Bimbo is one half of a dynamically queer performance with Daddy or Master or Dom or whatever he might drive her to call him. This, like lesbian butch-femme roles, breaks down rather than shores up patriarchal modes and norms by revealing their intrinsic constructedness: they are fictions, written on the body, that such performances prove by writing them. Judith Butler famously called gender “a kind of imitation for which there is no original” (21); to those invested in a real patriarchal value system (who have perhaps stopped reading this long ago), the myth is that bimbo is a copy of some stable, natural woman. Instead, bimbo is but a mutated copy of femme, which is itself a mutated copy of woman, which is itself a copy without an original. Each iteration degrades the original such that bimbo, by the time it reaches the body, it no longer refers to anything close to concrete reality. Bimbo is the end result of a series of Cronenbergian mutations that produces something entirely new.

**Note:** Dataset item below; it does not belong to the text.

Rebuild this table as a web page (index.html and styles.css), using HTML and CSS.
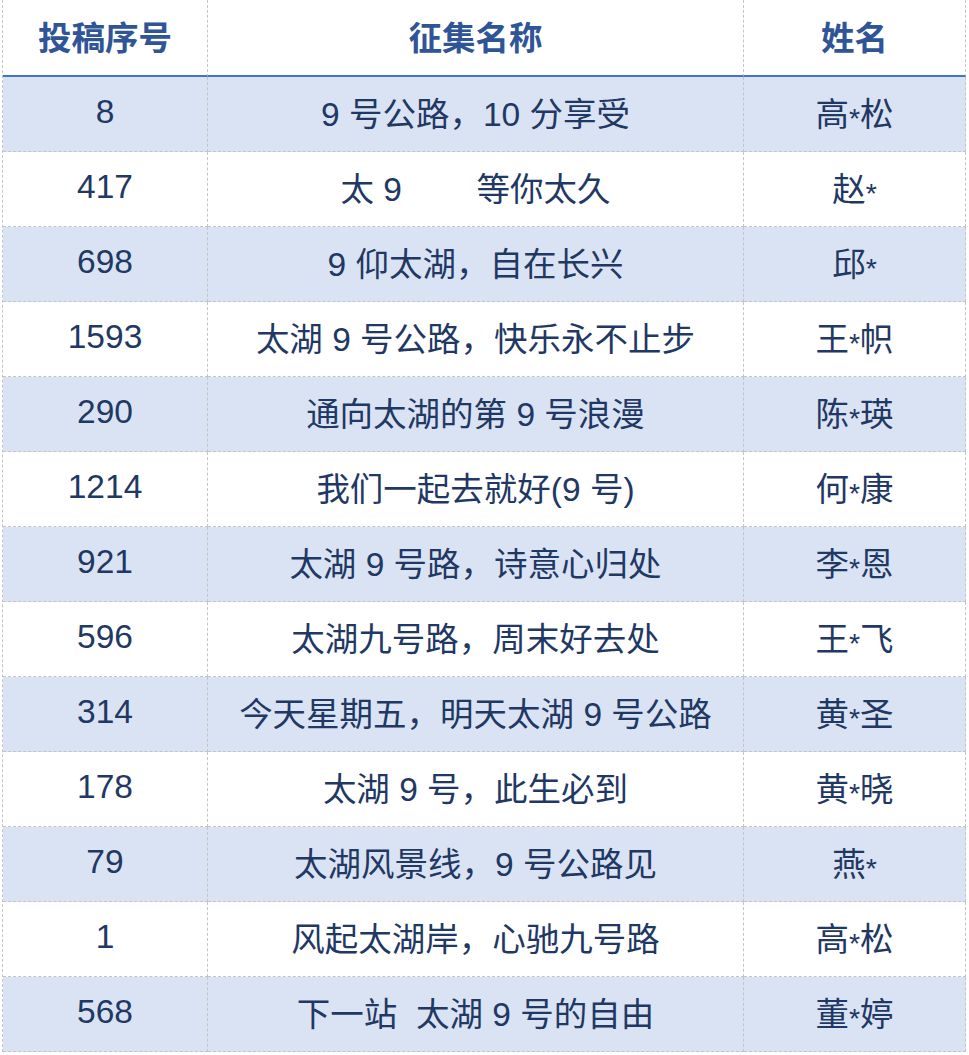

Writing bimbo is thus to write the dissolution of gender, sexuality, of category itself: to un-write.
“Write your self. Your body must be heard. Only then will the immense resources of the unconscious spring forth.”
—Hélène Cixous, “The Laugh of the Medusa” (880)
The paradox of this piece is that bimbo cannot be written in words; it is purely anti-literary, libidinal, corporeal. This text, in itself, cannot write bimbo. It can only serve as a kind of arrow pointing to its iterations and performances elsewhere. Bimbo is corporeal fiction; it is a narrative that can be staged but not truly written in words, because bimbo herself is beyond words.
Bimbo is likewise beyond mind yet steeped in the arenas of the mind in which such iterative fictions play out. Mindlessness is true yet perhaps something of a misnomer; the bimbo is both deeply connected to parts of the mind (libido, sexuality) and yet divorced from others (logic, reason).
“Her libido will produce far more radical effects of political and social change than some might like to think.” (882)
—Hélène Cixous, “The Laugh of the Medusa”
If we maintain that the bimbo is less an act of reassuring patriarchal gender norms than one of dissolving them, playing with them in such a way that diminishes their power, then true bimbo potential can be revealed as part of a spectrum of queerness, one with the potential to resist hetero-patriarchal capitalist imperatives of love and procreation. The joke of the whole performance is on everyone else; the bimbo giggles idly yet also at the world’s expense.
“If woman has always functioned ‘within’ the discourse of man, a signifier that has always referred back to the opposite signifier, which annihilates its specific energy and diminishes or stifles its very different sounds, it is time for her to dislocate this ‘within,’ to explode it, turn it around, and seize it; to make it hers, containing it, taking it in her own mouth, biting that tongue with her very own teeth to invent for herself a language to get inside of. And you’ll see with what ease she will spring forth from that ‘within’—the ‘within’ where once she so drowsily crouched—to overflow at the lips she will cover the foam.” (887)
—Hélène Cixous, “The Laugh of the Medusa”
*giggle*
with all apologies to Hélène Cixous and anyone else not happy to be quoted here
Sources
Butler, Judith. “Imitation and Gender Insubordination”. In Inside/Out: Lesbian Theories, Gay Theories, edited by Diana Fuss. New York: Routledge, 1991.
Cixous, Hélène. “The Laugh of the Medusa”. Translated by Keith Cohen and Paula Cohen. Signs 1.4 (Summer 1976), pp. 875-893. www.jstor.org/stable/3173239, accessed January 02, 2017.
Sontag, Susan. “Notes on ‘Camp'”. In Against Interpretation and other Essays. New York: Picador.